Write out exactly the lines between the line containing "The picture is" and the line containing "string[] = []", including both of those lines, and nothing more.
-- begin INFORMATION SUPPLIED --
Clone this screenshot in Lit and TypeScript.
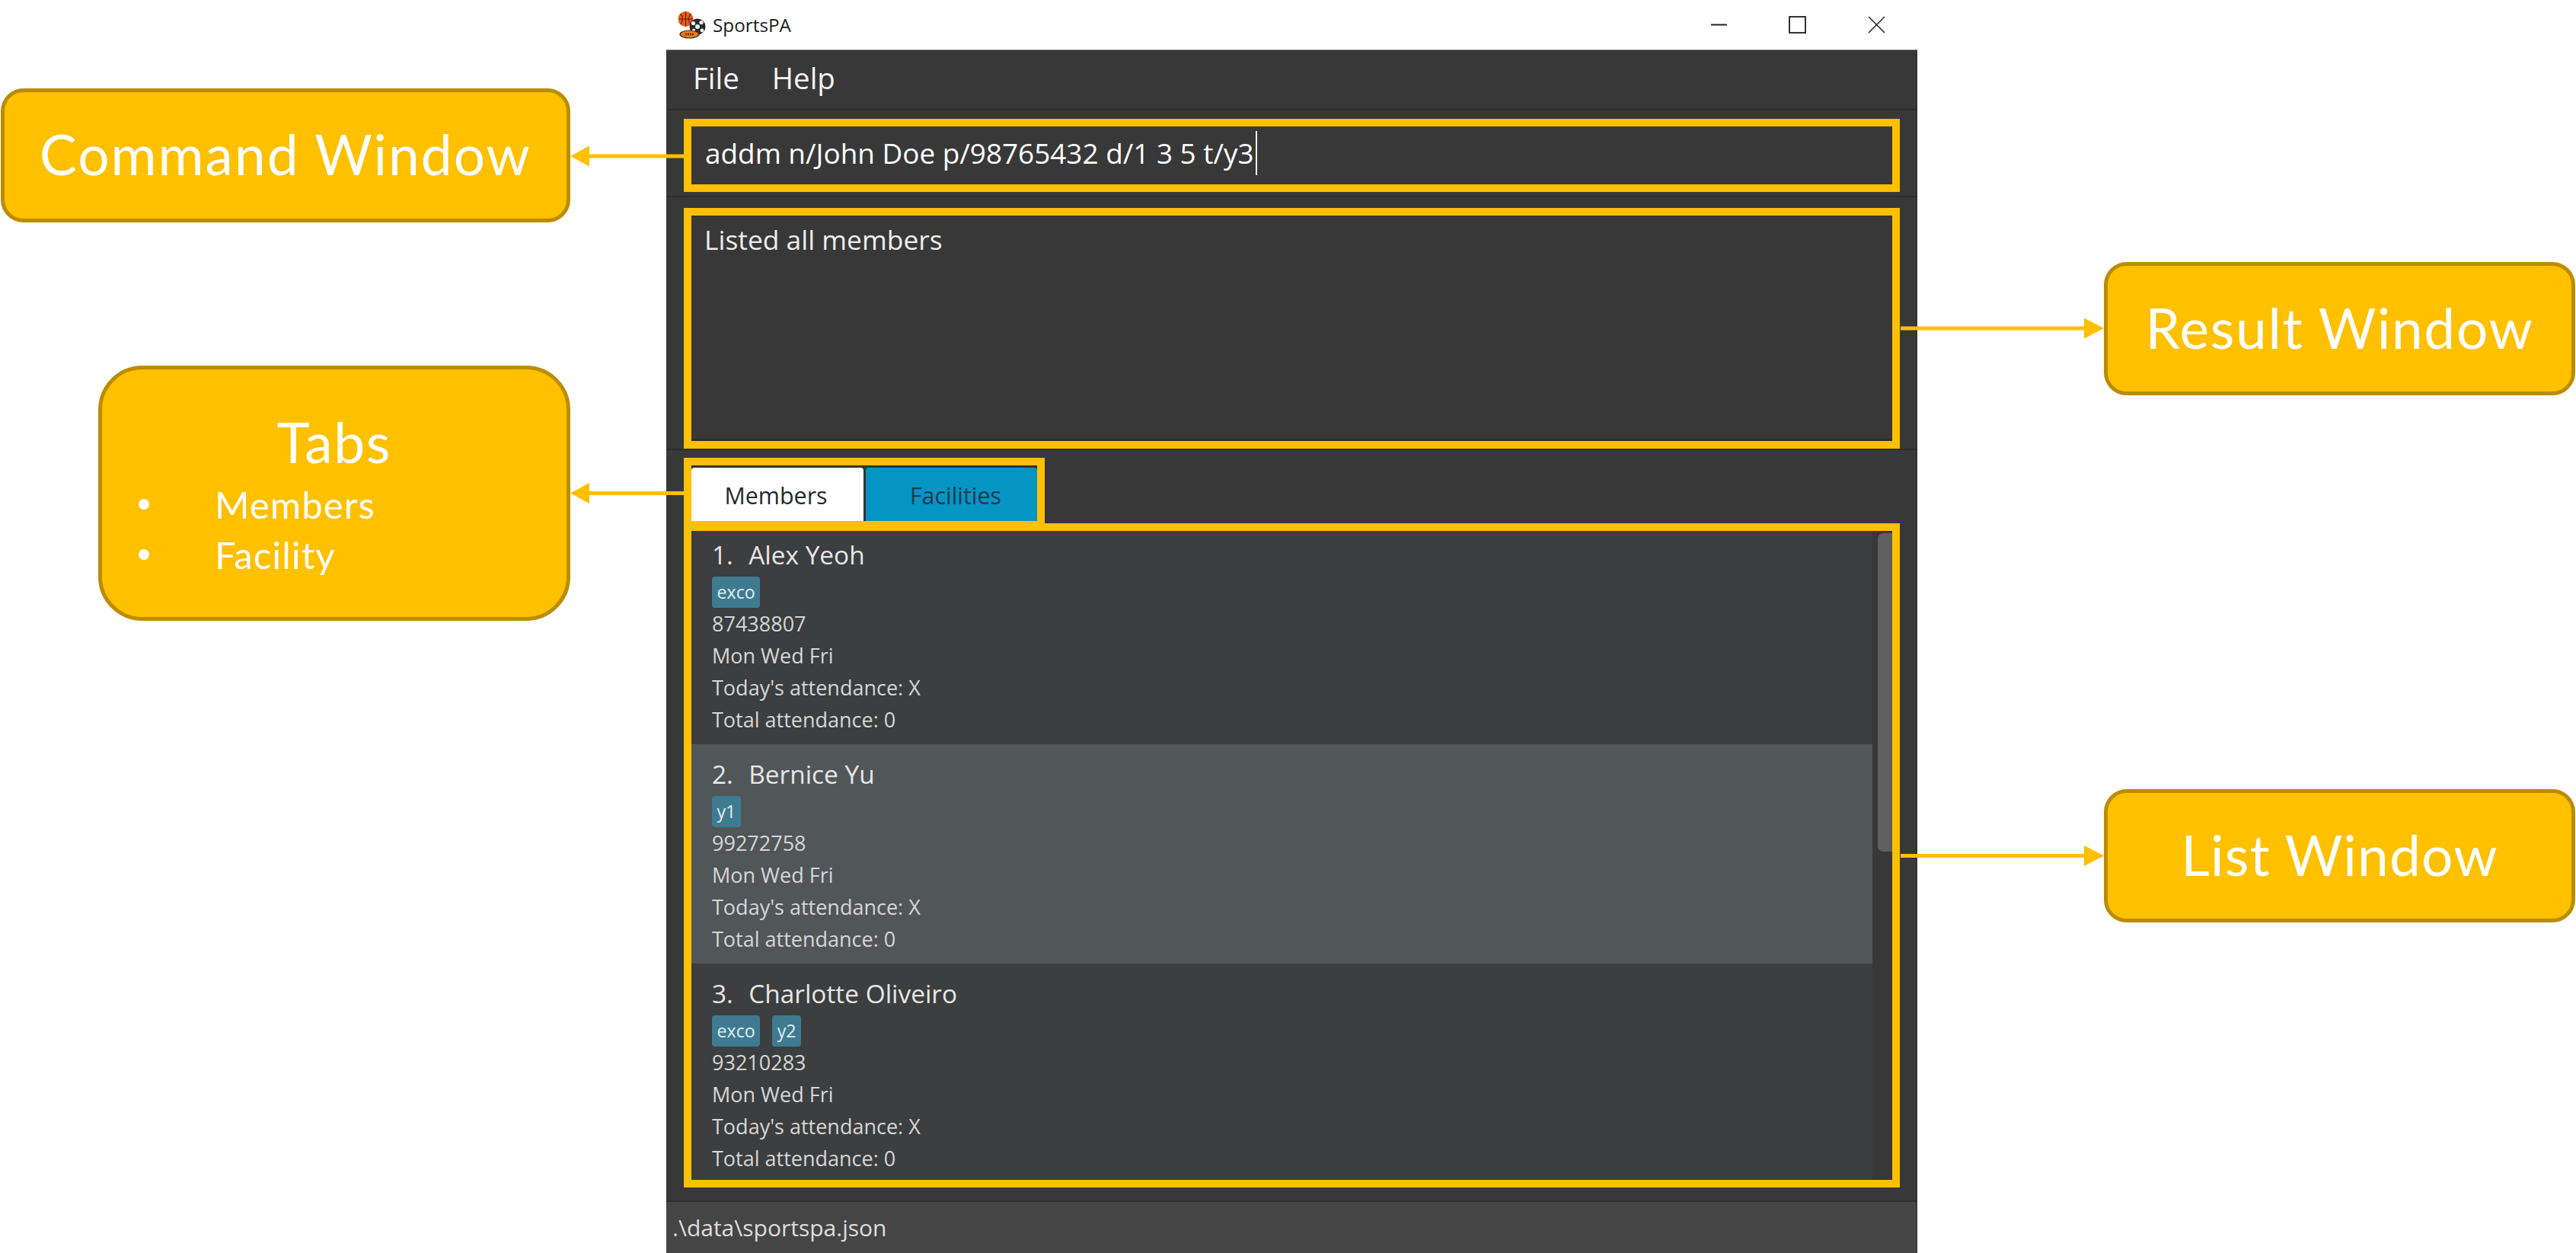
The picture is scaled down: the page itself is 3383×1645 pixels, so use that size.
import { LitElement, css, html, svg } from 'lit'
import { customElement, property } from 'lit/decorators.js'

const MEMBERS = [
  { name: 'Alex Yeoh', tags: ['exco'], phone: '87438807' },
  { name: 'Bernice Yu', tags: ['y1'], phone: '99272758' },
  { name: 'Charlotte Oliveiro', tags: ['exco', 'y2'], phone: '93210283' },
]

@customElement('member-row')
export class MemberRow extends LitElement {
  @property({ type: Number }) index = 1
  @property({ type: String }) name = ''
  @property({ type: String }) phone = ''
  @property({ type: Array }) tags: string[] = []

  static styles = css`
    :host {
      display: block;
      box-sizing: border-box;
      height: 288px;
      padding: 17px 0 11px 27px;
      background: #3c3e3f;
      font-family: 'Open Sans', sans-serif;
    }
    :host([selected]) {
      background: #515658;
    }
    .name {
      font-size: 33.4px;
      line-height: 44px;
      color: #e6e6e6;
      white-space: pre;
    }
    .num {
      margin-right: 3px;
    }
    .tags {
      display: flex;
      gap: 16px;
      margin-top: 7px;
    }
    .tag {
      height: 41px;
      padding: 0 6.5px;
      border-radius: 4px;
      background: #3e7b91;
      color: #e3edf1;
      font-size: 23.2px;
      line-height: 41px;
    }
    .line {
      font-size: 27px;
      line-height: 42px;
      color: #d6d6d6;
    }
  `

  render() {
    return html`
      <div class="name"><span class="num">${this.index}.  </span>${this.name}</div>
      <div class="tags">${this.tags.map((t) => html`<span class="tag">${t}</span>`)}</div>
      <div class="line">${this.phone}</div>
      <div class="line">Mon Wed Fri</div>
      <div class="line">Today's attendance: X</div>
      <div class="line">Total attendance: 0</div>
    `
  }
}

@customElement('app-root')
export class AppRoot extends LitElement {
  static styles = css`
    :host {
      display: grid;
      grid-template-columns: 875px 1643px 865px;
      position: relative;
      width: 3383px;
      height: 1645px;
      overflow: hidden;
      background: #fff;
      font-family: 'Open Sans', sans-serif;
    }
    .left {
      display: flex;
      flex-direction: column;
      align-items: flex-end;
      padding-right: 126px;
    }
    .right {
      display: flex;
      flex-direction: column;
      padding-left: 245px;
    }
    .callout {
      display: flex;
      align-items: center;
      justify-content: center;
      box-sizing: border-box;
      padding-bottom: 4px;
      border: 5px solid #bc8c00;
      background: #ffc000;
      color: #fff;
      font-family: Lato, sans-serif;
      font-size: 73px;
      letter-spacing: 1.7px;
    }
    .c-command {
      width: 748px;
      height: 176px;
      margin-top: 116px;
      border-radius: 30px;
      letter-spacing: 2px;
    }
    .c-tabs {
      display: block;
      width: 620px;
      height: 335px;
      margin-top: 188px;
      padding: 51px 0 0;
      border-radius: 58px;
    }
    .c-result {
      width: 619px;
      height: 175px;
      margin-top: 344px;
      border-radius: 30px;
    }
    .c-list {
      width: 619px;
      height: 175px;
      margin-top: 517px;
      border-radius: 30px;
      letter-spacing: 1.2px;
    }
    .tabs-title {
      line-height: 88px;
      text-align: center;
    }
    .tabs-items {
      margin-top: 5px;
      font-size: 49px;
      letter-spacing: 1.1px;
    }
    .tabs-item {
      display: flex;
      align-items: center;
      height: 66px;
      padding-left: 48px;
      gap: 86px;
    }
    .bullet {
      width: 14px;
      height: 14px;
      border-radius: 50%;
      background: #fff;
    }

    .window {
      display: flex;
      flex-direction: column;
      box-sizing: border-box;
      height: 1645px;
      background: #383838;
      border-right: 1px solid #2f2f2f;
    }
    .titlebar {
      display: flex;
      align-items: center;
      height: 65px;
      flex: none;
      margin-right: -1px;
      padding-left: 16px;
      background: #fff;
      color: #1c1c1c;
      font-size: 24.3px;
      border-bottom: 1px solid #8a8a8a;
    }
    .title-icon {
      width: 36px;
      height: 36px;
      margin-right: 9px;
    }
    .controls {
      display: flex;
      margin-left: auto;
      padding-right: 2px;
    }
    .control {
      display: flex;
      align-items: center;
      justify-content: center;
      width: 103.5px;
      height: 65px;
    }
    .control svg {
      width: 23px;
      height: 23px;
    }
    .menubar {
      display: flex;
      align-items: center;
      gap: 43px;
      flex: none;
      box-sizing: border-box;
      height: 79px;
      padding: 0 0 6px 35px;
      border-bottom: 2px solid #2d2d2d;
      color: #f4f4f4;
      font-size: 38.4px;
    }
    .pane {
      flex: none;
      box-sizing: border-box;
      padding: 0 22px 0 23px;
      border-bottom: 2px solid #2d2d2d;
    }
    .box {
      box-sizing: border-box;
      border: 10px solid #ffc000;
    }
    .pane-command {
      height: 114px;
      padding-top: 11px;
    }
    .command {
      display: flex;
      align-items: center;
      height: 96px;
      padding: 0 0 6px 18px;
      color: #fff;
      font-size: 36.9px;
      white-space: pre;
    }
    .caret {
      width: 2px;
      height: 58px;
      margin-left: 2px;
      background: #f4f4f4;
    }
    .pane-result {
      height: 332px;
      padding-top: 14px;
    }
    .result {
      height: 316px;
      padding: 7px 0 0 17px;
      color: #eeeeee;
      font-size: 35.4px;
      line-height: 48px;
      box-shadow: inset 0 -3px 0 #2f2f2f;
    }
    .pane-list {
      flex: 1;
      padding-top: 10px;
    }
    .tabs {
      display: flex;
      gap: 3px;
      box-sizing: border-box;
      width: 474px;
      height: 86px;
      padding-top: 3px;
      border-bottom-width: 3px;
      background: #333;
      font-size: 30.4px;
    }
    .tab {
      display: flex;
      align-items: center;
      justify-content: center;
      padding-top: 3px;
      box-sizing: border-box;
      border-radius: 4px 4px 0 0;
    }
    .tab-active {
      width: 226px;
      padding-right: 4px;
      background: #fff;
      color: #1f2a33;
    }
    .tab-idle {
      flex: 1;
      padding-left: 11px;
      background: #0595c5;
      color: #1e3b4d;
    }
    .list {
      display: flex;
      height: 872px;
    }
    .rows {
      flex: 1;
      height: 852px;
      overflow: hidden;
    }
    .rows-inner {
      margin-top: -8px;
    }
    .track {
      flex: none;
      box-sizing: border-box;
      width: 26px;
      padding: 3px 0 0 7px;
      background: #383838;
    }
    .thumb {
      width: 19px;
      height: 418px;
      border-radius: 7px 0 0 7px;
      background: #5f5f5f;
    }
    .status {
      display: flex;
      align-items: center;
      flex: none;
      height: 67px;
      padding-left: 8px;
      background: #454545;
      color: #dedede;
      font-size: 30px;
      white-space: pre;
    }

    .arrows {
      position: absolute;
      top: 0;
      left: 0;
      width: 3383px;
      height: 1645px;
      pointer-events: none;
    }
  `

  renderLogo() {
    return html`<svg class="title-icon" viewBox="0 0 36 36">
      <circle cx="9.5" cy="10" r="10" fill="#e8591c" />
      <path d="M0 10h19M9.5 0v20M2.5 3c4 4 4 10 0 14M16.5 3c-4 4-4 10 0 14" fill="none" stroke="#5a2410" stroke-width="1.1" />
      <circle cx="25" cy="20" r="10.5" fill="#2a2a2a" />
      <circle cx="25" cy="20" r="3" fill="#f2f2f2" />
      <circle cx="19.5" cy="15.5" r="2.6" fill="#f2f2f2" />
      <circle cx="30" cy="14.5" r="2.6" fill="#f2f2f2" />
      <circle cx="20" cy="25" r="2.2" fill="#f2f2f2" />
      <circle cx="31" cy="25" r="2.4" fill="#f2f2f2" />
      <ellipse cx="14.5" cy="30" rx="12.5" ry="5" fill="#e8791c" stroke="#3a2410" stroke-width="1.2" />
      <path d="M9 30h11" stroke="#5a3410" stroke-width="2.4" stroke-dasharray="2 1" />
    </svg>`
  }

  renderArrows() {
    const arrow = (x1: number, x2: number, y: number, tip: number, base: number) => svg`
      <line x1=${x1} x2=${x2} y1=${y} y2=${y} stroke="#ffc000" stroke-width="5" />
      <polygon points="${tip},${y} ${base},${y - 13.5} ${base},${y + 13.5}" fill="#ffc000" />`
    return html`<svg class="arrows" viewBox="0 0 3383 1645">
      ${arrow(774, 898, 205, 749, 774)} ${arrow(774, 898, 647.5, 749, 774)}
      ${arrow(2496, 2737, 431, 2763, 2737)} ${arrow(2496, 2737, 1123.5, 2763, 2737)}
    </svg>`
  }

  render() {
    return html`
      <div class="left">
        <div class="callout c-command">Command Window</div>
        <div class="callout c-tabs">
          <div class="tabs-title">Tabs</div>
          <div class="tabs-items">
            <div class="tabs-item"><span class="bullet"></span>Members</div>
            <div class="tabs-item"><span class="bullet"></span>Facility</div>
          </div>
        </div>
      </div>

      <div class="window">
        <div class="titlebar">
          ${this.renderLogo()}SportsPA
          <div class="controls">
            <div class="control">
              <svg viewBox="0 0 23 23"><path d="M1 11.5h21" stroke="#222" stroke-width="2" /></svg>
            </div>
            <div class="control">
              <svg viewBox="0 0 23 23"><rect x="1" y="1" width="21" height="21" fill="none" stroke="#333" stroke-width="2" /></svg>
            </div>
            <div class="control">
              <svg viewBox="0 0 23 23"><path d="M1 1l21 21M22 1L1 22" fill="none" stroke="#222" stroke-width="1.5" /></svg>
            </div>
          </div>
        </div>
        <div class="menubar"><span>File</span><span>Help</span></div>
        <div class="pane pane-command">
          <div class="box command">addm n/John Doe p/98765432 d/1 3 5 t/y3<span class="caret"></span></div>
        </div>
        <div class="pane pane-result">
          <div class="box result">Listed all members</div>
        </div>
        <div class="pane pane-list">
          <div class="box tabs">
            <div class="tab tab-active">Members</div>
            <div class="tab tab-idle">Facilities</div>
          </div>
          <div class="box list">
            <div class="rows">
              <div class="rows-inner">
                ${MEMBERS.map(
                  (m, i) => html`<member-row
                    .index=${i + 1}
                    .name=${m.name}
                    .phone=${m.phone}
                    .tags=${m.tags}
                    ?selected=${i === 1}
                  ></member-row>`
                )}
              </div>
            </div>
            <div class="track"><div class="thumb"></div></div>
          </div>
        </div>
        <div class="status">.\\data\\sportspa.json</div>
      </div>

      <div class="right">
        <div class="callout c-result">Result Window</div>
        <div class="callout c-list">List Window</div>
      </div>

      ${this.renderArrows()}
    `
  }
}

declare global {
  interface HTMLElementTagNameMap {
    'app-root': AppRoot
    'member-row': MemberRow
  }
}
-- end INFORMATION SUPPLIED --
## SOLUTION BELOW
The picture is scaled down: the page itself is 3383×1645 pixels, so use that size.
import { LitElement, css, html, svg } from 'lit'
import { customElement, property } from 'lit/decorators.js'

const MEMBERS = [
  { name: 'Alex Yeoh', tags: ['exco'], phone: '87438807' },
  { name: 'Bernice Yu', tags: ['y1'], phone: '99272758' },
  { name: 'Charlotte Oliveiro', tags: ['exco', 'y2'], phone: '93210283' },
]

@customElement('member-row')
export class MemberRow extends LitElement {
  @property({ type: Number }) index = 1
  @property({ type: String }) name = ''
  @property({ type: String }) phone = ''
  @property({ type: Array }) tags: string[] = []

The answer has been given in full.